Applications in Machine Learning

SGD and the CLT

Stochastic Gradient Descent computes gradients on mini-batches. The mini-batch gradient is an average of individual gradients:

\hat{g} = \frac{1}{B} \sum_{i=1}^{B} \nabla \mathcal{L}_i(\theta)

By the CLT, this average concentrates around the true gradient with standard error $\propto 1/\sqrt{B}$ . Larger batches give less noisy gradient estimates, but with diminishing returns.

Asymptotic Normality of MLE

The CLT is the key ingredient in proving that MLE is asymptotically normal:

\hat{\theta}_{\text{MLE}} \approx \mathcal{N}\left(\theta_0, \frac{1}{n I(\theta_0)}\right)

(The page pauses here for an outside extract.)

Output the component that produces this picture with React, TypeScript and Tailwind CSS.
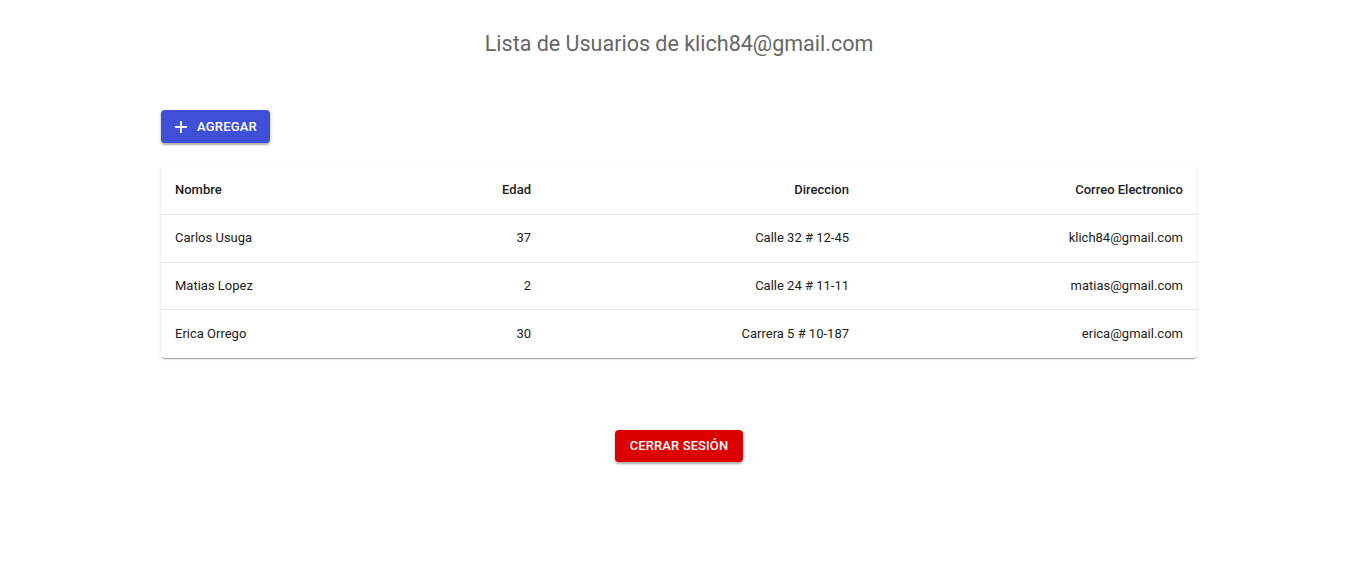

where $I(\theta_0)$ is the Fisher information. This is why MLE confidence intervals work.

Bootstrap

The bootstrap resampling method relies on the CLT to justify using the empirical distribution as a proxy for the population. By resampling with replacement and computing statistics, we can estimate standard errors and confidence intervals without distributional assumptions.

Summary

The Law of Large Numbers guarantees that sample means converge to the population mean
The Central Limit Theorem says sample means are approximately Gaussian, regardless of the original distribution
Standard error shrinks as $1/\sqrt{n}$ — diminishing returns with more data
The CLT justifies confidence intervals, hypothesis tests, MLE asymptotics, and SGD convergence
The CLT fails for heavy-tailed distributions with infinite variance
These results form the theoretical backbone of the estimation and testing frameworks that follow

References

Bertsekas, D. P., & Tsitsiklis, J. N. (2008). Introduction to Probability (2nd ed.). Athena Scientific. Chapter 5.
Ross, S. M. (2014). A First Course in Probability (9th ed.). Pearson. Chapters 7-8.
Casella, G., & Berger, R. L. (2002). Statistical Inference (2nd ed.). Duxbury/Thomson Learning. Chapter 5.
Wasserman, L. (2004). All of Statistics: A Concise Course in Statistical Inference. Springer. Chapters 5-6.
Murphy, K. P. (2022). Probabilistic Machine Learning: An Introduction. MIT Press.